All of these factors show that it is possible for alcohol to become part of a national accent, provided that certain conditions are present.
Preconditions would include alcohol being regularly consumed (confirmed), that recreational use of alcohol was geographically widespread (confirmed), that alcohol was present at pivotal times when the culture and accent was being formed (very possible but difficult to confirm).
There is no need to build the case that alcohol has been central to modern Australian culture since its inception. It is clear. The available evidence and a number of pre-conditions indicate a strong possibility that alcohol did indeed sign its audible signature into the Australian accent.
I would suggest that only the irrational would assume that it is impossible for our long-standing alcohol-centric culture to impact on areas like our national speech patterns. And I trust that the general public can cope with this subject matter without the patronising heavy-handed arm of censorship being flexed to protect them.

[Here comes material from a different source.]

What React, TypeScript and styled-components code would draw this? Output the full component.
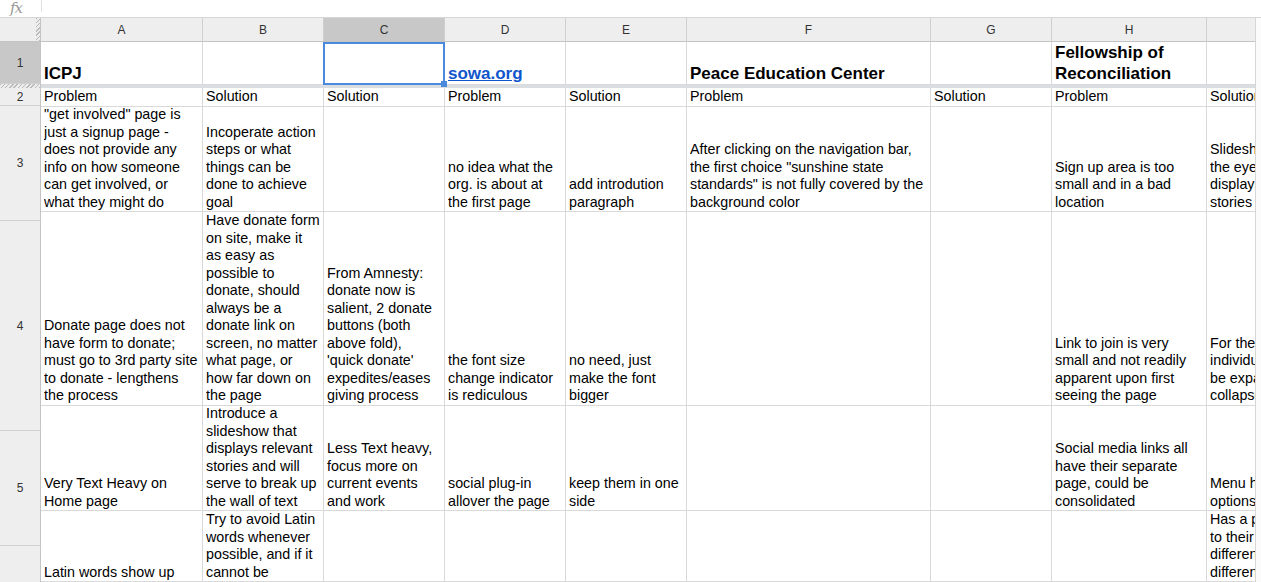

(1) Drinking Songs: Alcohol Effects on Learned Song of Zebra Finches. C.R. Olsen, D.C. Owen, A.E. Ryabinin, C.V. Mello. (2014) PLoS ONE 9(12):e115427. doi:10.1371/journal.pone.0115427.
(2) “Effects of Alcohol on the Acoustic-Phonetic Properties of Speech: Perceptual and Acoustic Analyses” David B. Pisoni and Christopher S. Martin
(3) “National Transportation Safety Board”:, Washington, D.C. 20594.
Aviation, Space, and Environmental Medicine [1991, 62(9 Pt 1):893-898]Brenner M, Cash JR
(4) U.S Department of Health and Human Services, National Institutes of Health, National Institute on Alcoholic Abuse and Alcoholism, “Alcohol Alert” Number 63 October 2004.